A. G. Milkha Singh

Personal information
- Full name: Amritsar Govindsingh Milkha Singh
- Born: 31 December 1941 Madras, Madras State, British India
- Died: 10 November 2017 (aged 75) Chennai
- Batting: Left-handed
- Bowling: Right-arm medium
- Relations: A. G. Ram Singh (father); A. G. Kripal Singh (brother); Arjan Kripal Singh (nephew);

International information
- National side: India;
- Test debut (cap 97): 13 January 1960 v Australia
- Last Test: 11 November 1961 v England

Career statistics
| Competition | Test | First-class |
| Matches | 4 | 88 |
| Runs scored | 92 | 4,324 |
| Batting average | 15.33 | 35.44 |
| 100s/50s | 0/0 | 8/27 |
| Top score | 35 | 151 |
| Balls bowled | 6 | 410 |
| Wickets | 0 | 5 |
| Bowling average | – | 49.00 |
| 5 wickets in innings | – | 0 |
| 10 wickets in match | – | 0 |
| Best bowling | – | 2/22 |
| Catches/stumpings | 2/– | 44/– |
- Source: ESPNcricinfo, 16 March 2017

= A. G. Milkha Singh =

Indian cricketer

Amritsar Govindsingh Milkha Singh (31 December 1941 10 November 2017) was an Indian Test cricketer.
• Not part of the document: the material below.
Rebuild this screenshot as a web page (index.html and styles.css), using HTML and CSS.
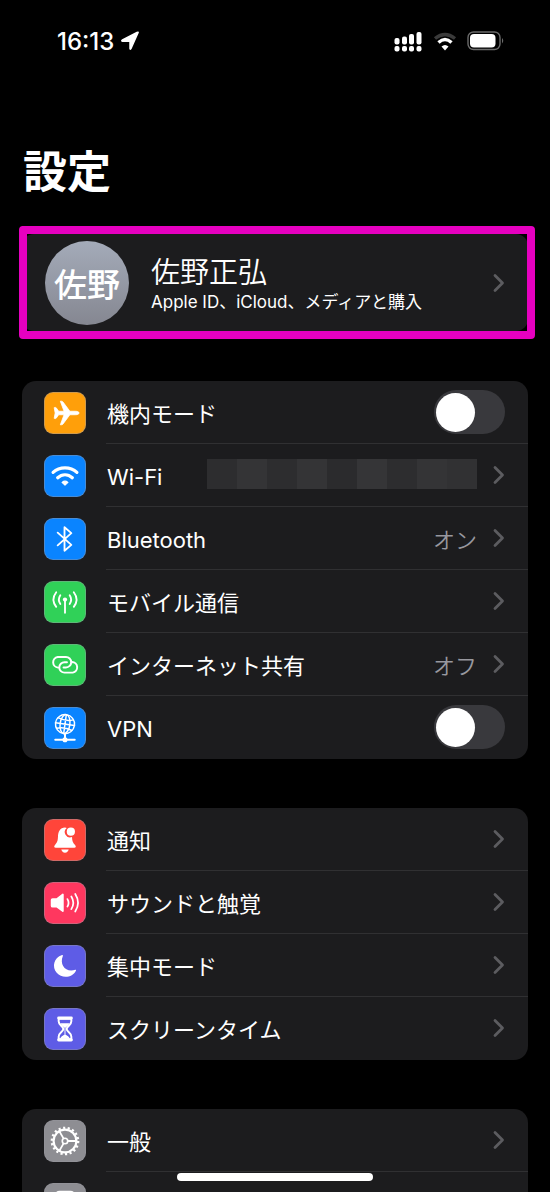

Milkha Singh was a left-handed batsman and an occasional right arm medium pace bowler. He came from a famous cricketing family which also produced A. G. Ram Singh and his more successful brother A. G. Kripal Singh.

He was a brilliant schoolboy cricketer and his exploits led to a first-class debut at the age of 16. He represented South Zone Schools in the interzonal Cooch Behar Trophy and scored 114 in the final against West Zone. This led to the vice captaincy of the Indian Schools that toured Ceylon that year. Milkha, who studied at Loyola College, Chennai, was twice voted the best collegiate cricketer and represented university and state.

He played four Test matches. He made his debut in 1959–60 against the Australians, toured Pakistan in 1960-61 and played one Test against England in 1961–62. In the Test against England, the Indian team also included A.G. Kripal Singh and Vaman Kumar, the only instance when three Tamil Nadu players appeared in an Indian side. Milkha was only 19 when he played his last Test.

He scored more than 2,000 runs for Tamil Nadu in the Ranji Trophy and was the first player to score a century in the Duleep Trophy.